One of the more tantalizing contemplative
sayings goes something like this: There is only one prayer in the universe,
the prayer of the Risen Jesus. What we
do is join that prayer in silence and stillness. It is a statement which causes some wrinkled
brows among the faithful. What about all
our intercessions, and prayer chains?
The Prayer Book is full of beautiful prayers which we use. “I have been saying my prayers all my life,”

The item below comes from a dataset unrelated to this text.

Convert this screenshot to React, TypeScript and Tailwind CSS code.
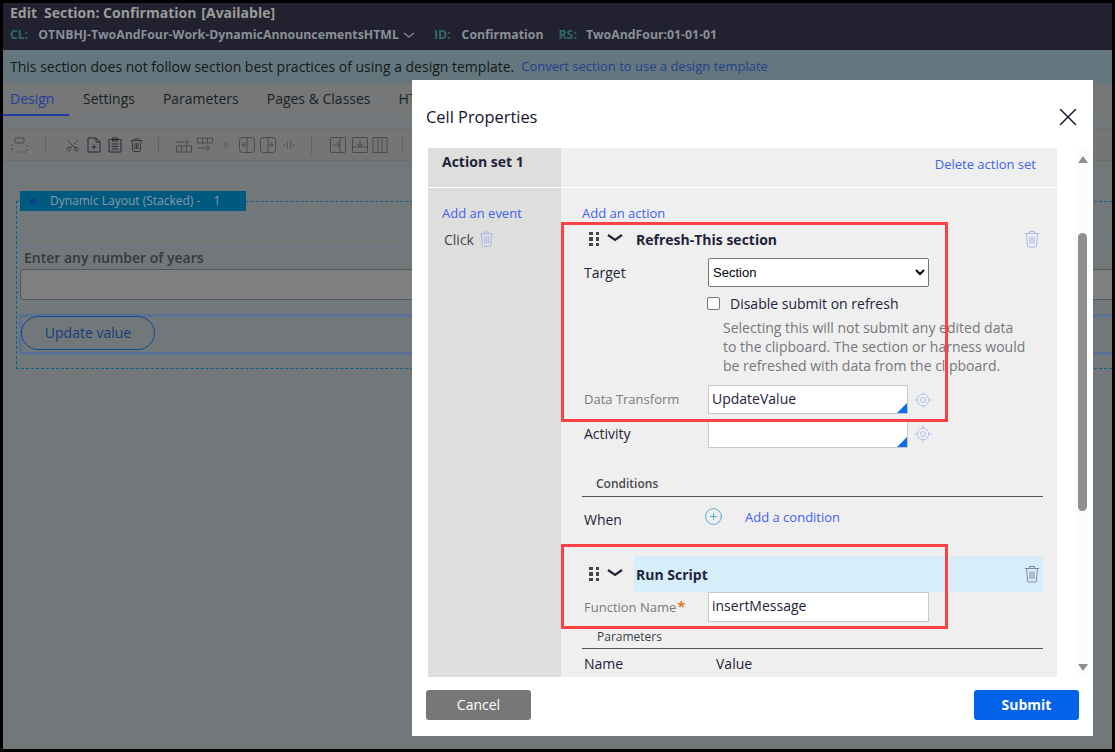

said one person at a seminar. Although I
didn’t say so to him of course, he had mentioned himself three times in just
that very brief sentence – and that is the point. It’s not about me, what I want, what I think,
how I feel, my concern for others, even.
Contemplative life and prayer is a long process
in which self is being displaced – and we become steadily freer and more
willing to hear the one true prayer, Jesus’s prayer, which starts to become our
own prayer, sublimely set out for us in John 17. It is an eternal prayer of unity, that
ultimately the world will reflect the unity and diversity, in love, of the
divine Trinity (to say it theologically). It is a prayer we can learn to hear as a kind
of hopeful miracle even in the depths of human confusion and depravity,
pessimism and despair. Jesus prays to
the Father, in the Spirit: …that they may all be one. As you, Father, are in me and I am in you,
may they also be in us, so that the world may believe… And so on… if you read this chapter
attentively you find that Jesus also prays about joy, about glory, about love,
about knowing.
This is his prayer, for his disciples and for
God’s world in every age. It is the
prayer which ultimately leads to the very best that the Christian faith has to
offer. The Benedictines would say that
all of life, work and play, becomes part of that prayer – there is no
separation between work and prayer. For St Paul it leads inevitably to a theology
of unity in difference, between Jew and Greek, male and female, rich and poor,
slave and free. To hear Jesus’s prayer
and to join it is to be no longer able to live by violence, discrimination,
bigotry. Those who have heard Jesus’s
prayer and made it their own are already changing the world, because their own
hearts are being changed.
The rabbis had a saying that if only all Israel
would observe the law perfectly for one day, the Messiah would come. I think we could wistfully say that if only
all Christendom could be still and listen for one day, then just perhaps, as
the tumult and shouting dies, and the public moralists and the charismatic
leaders and the keynote speakers all depart, there could be heard the faint
sound of the song of the Trinity. There
is already love in the universe, there is already all that God finds very
good. Our task is to stop, and be
silent, and to join what is already there.
The kingdom is within you,
said Jesus, in your midst. Christian Meditation is a way of making sure
we are not so busy and noisy that we fail to see it.